Today, the biggest challenge is how to respond to a bad actor accessing your network and having unrestricted visibility of company data. The simplest remedy is to limit this movement until security teams can secure the network. However, the old adage of “prevention works better than a cure”, rings true. Cyber security is a defence-based mission, and arming IT teams with smart security solutions can be the key difference between a full-blown security incident, and a security alert.
Yet, a one-size-fits-all solution will not cut it. An up-to-date security solution will be “identity aware” and adhere to the principles of “dynamic authorisation” (in this context, ‘authorisation’ refers to the management, control and enforcement of the connections of identities to data, functions, and apps they can access. By adopting these approaches, this becomes the first step to having truly ‘smart’ security.
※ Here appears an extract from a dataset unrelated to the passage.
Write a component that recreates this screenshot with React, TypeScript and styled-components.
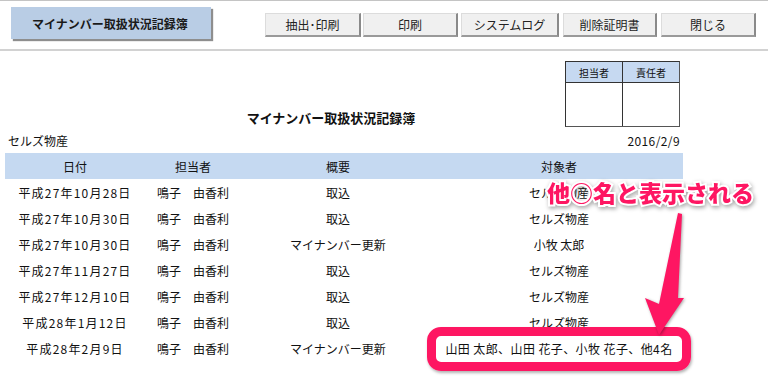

Identity as a prerequisite to smart security
A key cornerstone to smart security is a zero trust approach to authorisation. At the heart of a zero trust architecture is the ability to decide whether to grant, deny, or revoke access to a resource, based on the conditions an access request is made in. For example, if an already authorised user based in a UK office is trying to access Asia-specific files at midnight local time, this suspicious activity could be flagged to security teams, or the request denied automatically.
This approach then acknowledges that sometimes, authorised users can have their credentials exposed, and bad actors can exploit their preauthorised access to exploit
sensitive data. Therefore, by requiring even preauthorised users to routinely reauthorise their identities, data becomes even more secure.
Equally, the zero trust ideology works well within in the modern work environment where more companies are using data hubs, like cloud storage, to allow their employees to work more freely from anywhere. With data moving more fluidly among users in and out of an organisation, it’s increasingly difficult to rely solely on traditional perimeter security methods. This rise in complexity is why smart, identity-first security will be a business necessity going forward.
Therefore, one of the most significant benefits of zero trust is its ability to automate permissions policies that virtually eliminate human error and lower risk exposure. It also gives security teams dynamic decision-making capabilities that allow them to rely on risk signals to make real-time decisions on what users can access.
The link between authorisations and data
When adopting a zero trust approach, it’s important to keep in mind the link between the identity world and the security of your data. There is a growing trend to provide advanced data access controls that are identity-aware, dynamic, fine-grained and governed by policies. Data owners should think of identity-first security as part of their data access control strategy and to research their options. This is crucial for securing the organisation’s most important asset: its data.
Authorisation vs Authentication
Yet, identity-first security cannot end there. Continuous authentication must happen at every stage down to the final file that the user accesses. This can be likened to security at an airport. When you first arrive at the terminal, there are no barriers to get into the terminal - everyone is welcome. However, to proceed into security, the passenger must present a boarding pass. Then, through security, they need that boarding pass again, as well as their ID, to get to the gate. Finally, a valid ID is needed to board the plane, and everyone must sit in an assigned seat.
Throughout this whole process, every additional step requires strong control and reconfirmation of identity. Even then, there is still only certain areas of the airport which an individual can access unrestricted - having access to the terminal doesn’t mean they can board any plane, and accessing a plane doesn’t mean they can sit anywhere they’d like.
This same idea should also be implemented in the digital world, combining authentication and authorisation, and enforcing granular controls as a user gets near data.
To summarise, authorisation is the ability to, and actively manage, the identity’s connection to sensitive data as a part of identity-first, zero trust security. This approach will only work when implemented through an advanced authorisation solution that can address all paths to data applications, APIs, microservices and the data hub itself.
If this is not properly addressed, data breaches will continue to get more aggressive, and increasingly expensive to resolve, especially as businesses continue to consolidate their data into large data hubs. Therefore, an easy solve would be to invest in solutions that require identity access controls throughout the entire technology stack. This will then reduce the impact of breaches by restricting movement within the network until its presence is authenticated, and if needed, removed.
Identity-based security has gone beyond being a fad and is now a necessity to ensure business cyber security. There is continued investment in the identity space as the importance of reconfirming identities has become common knowledge to IT and Business leaders alike. Ensure your security is not left behind.